Non-inflammatory stricture: over a period of time, after recurrent acute episodes, the inflamed diverticula can cause permanent scarring of the colon resulting in a narrowing. This can lead to symptoms of subacute bowel obstruction which may be followed by a complete obstruction.
- Abdominal pain mainly after meals
- Abdominal distension
- Difficulty with evacuation of stool and wind.
- Balloon dilatation: a balloon can be placed in the area of the stricture and inflated to stretch the narrowing. This may be performed in mild and short strictures, which are certain not to be cancerous. This type of procedure is done under sedation using an endoscope to access the bowel.
- Stenting: a tube can be placed in the area of the stricture and opened up to relieve the narrowing. This can be done to decompress the bowel and used as an interim measure until surgery can be performed. It may also be performed in those who are not fit for surgery, but require alleviation of symptoms. This is a standard technique in cancerous strictures but may be associated with complications in benign disease unless surgery is performed subsequently.
- Surgery: the affected stricture is removed (resected). This is often performed in complete bowel obstruction or where a cancerous stricture cannot be excluded.
Bowel obstruction can occur secondary to abscess formation or oedema or from stricture formation after recurrent attacks of diverticulitis. Strictures can either cause complete or partial blockage of the bowel.
Complete blockage of the bowel
This is an emergency and requires immediate treatment because, without treatment, the bowel becomes more distended as air builds up within it. As a result the bowel begins to break down and can burst, leading to peritonitis. Patients with complete obstruction experience cramp-like pain, anorexia, nausea, inability to pass wind or stools, and a swollen, distended stomach. The diagnosis is often made either by a plain abdominal X-ray to look for dilated bowel loops and an erect chest X-ray to look for free air under the diaphragm, or by a CT scan of the abdomen.
This involves bowel rest (that is, nothing to eat), a drip and surgery to remove the stricture and affected bowel. The amount of bowel removed and type of surgery will depend of the extent and severity of disease. Often a small tube called a nasogastric (NG) tube is passed through the nose, down the oesophagus (food pipe) and directly into the stomach. This provides relief from the build-up of pressure in the stomach and helps remove fluid and gas – thereby easing symptoms. A urinary catheter (tube) may be placed into your bladder to ensure that you are passing enough urine (a marker of kidney function and hydration).
This is less of an emergency but nevertheless requires conservative treatment with bowel rest and intravenous fluids (drip into a vein). If it fails to resolve on its own then surgery may be needed.

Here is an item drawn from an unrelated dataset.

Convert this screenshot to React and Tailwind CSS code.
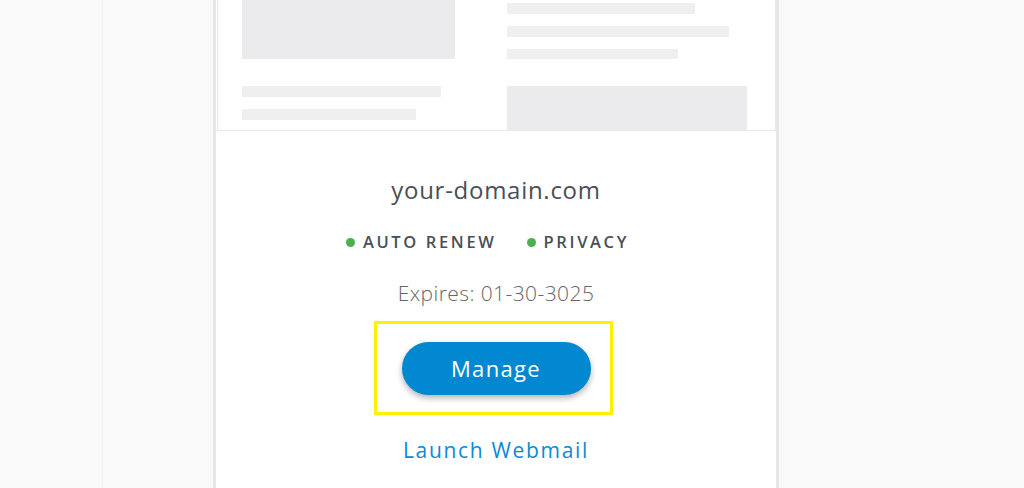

When will I have to be admitted to hospital?
- If an acute attack of diverticulitis treated at home does not settle within 48 to 72 hours
- If you are unable to keep down tablets (painkillers and antibiotics) or fluids
- If the pain is not being controlled with oral medication
- If you develop symptoms indicating a serious complication, that is abscess, fistula, perforation or peritonitis
- If you have severe or constant bleeding or if you require a blood transfusion
- If are frail and have multiple medical problems that mean recovery is likely to be more difficult to achieve at home.